3.    Have you made strategic decisions to address the current market conditions on practice areas central to your firm? In retrospect, one can examine many dissolutions and point to the decline in a specific practice group or industry that contributed significantly to the overall decline of the firm. Whether it was the dot.com bust or the current decline in real estate, securitization, and corporate transactional activity, firms often relied too heavily on one particular cyclical industry or practice area. The ability to gauge a decline in the firm’s pipeline and address it, once again, with intelligent but swift management action, is often vital to the continued success of a firm challenged by a certain market cycle.

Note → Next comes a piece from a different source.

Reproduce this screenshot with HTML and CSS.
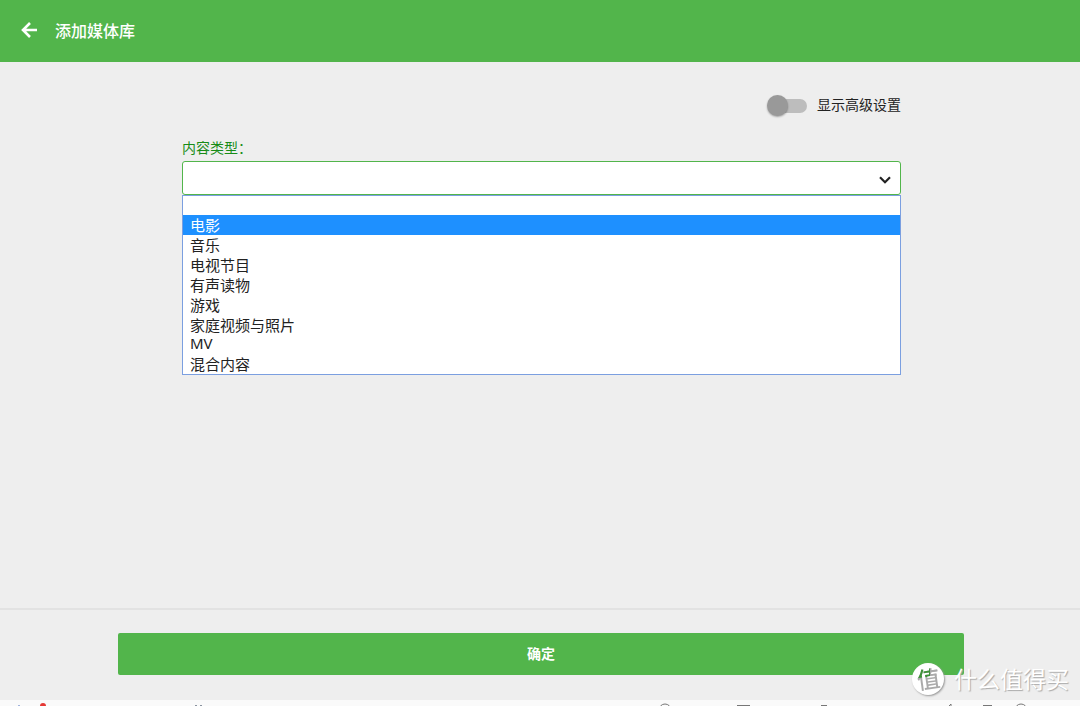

4.    If you are thinking about a potential merger, have you carefully analyzed the possible candidates in an objective manner and created the best business case to bring the merger to fruition? While mergers are often the means by which a firm catapults itself into a new competitive market, both in terms of size, financials, and clients, mergers can also be tricky business. In many cases, including Wolf Block, Thelen, Heller, and Thacher, the dissolution followed multiple failed merger talks resulting in the perception, both publicly and internally, of desperation. Each successive series of merger conversations appears inevitably less likely to succeed for one reason or another. Often, the final one or two sets of talks are firms who end up with a large group of lawyers from the dissolving firm, proving true the phrase, “Why buy the cow when you can get the milk for free?” As such, prior to engaging in any serious merger discussions, firms should have a firm grasp on their strategic direction and evaluate potential merger partners against that strategy prior to serious discussions.

In order to address the above risks, a firm has to be prepared to wait out the tide. Some firms are holding their breath, without a lick of swim gear, hoping that the good economy will return to cover them, lest the general partnership, the firm as a whole, or (yikes), the blogosphere discover that they have been skinny dipping. Let this serve as a whistle for everyone to check for their swimsuits.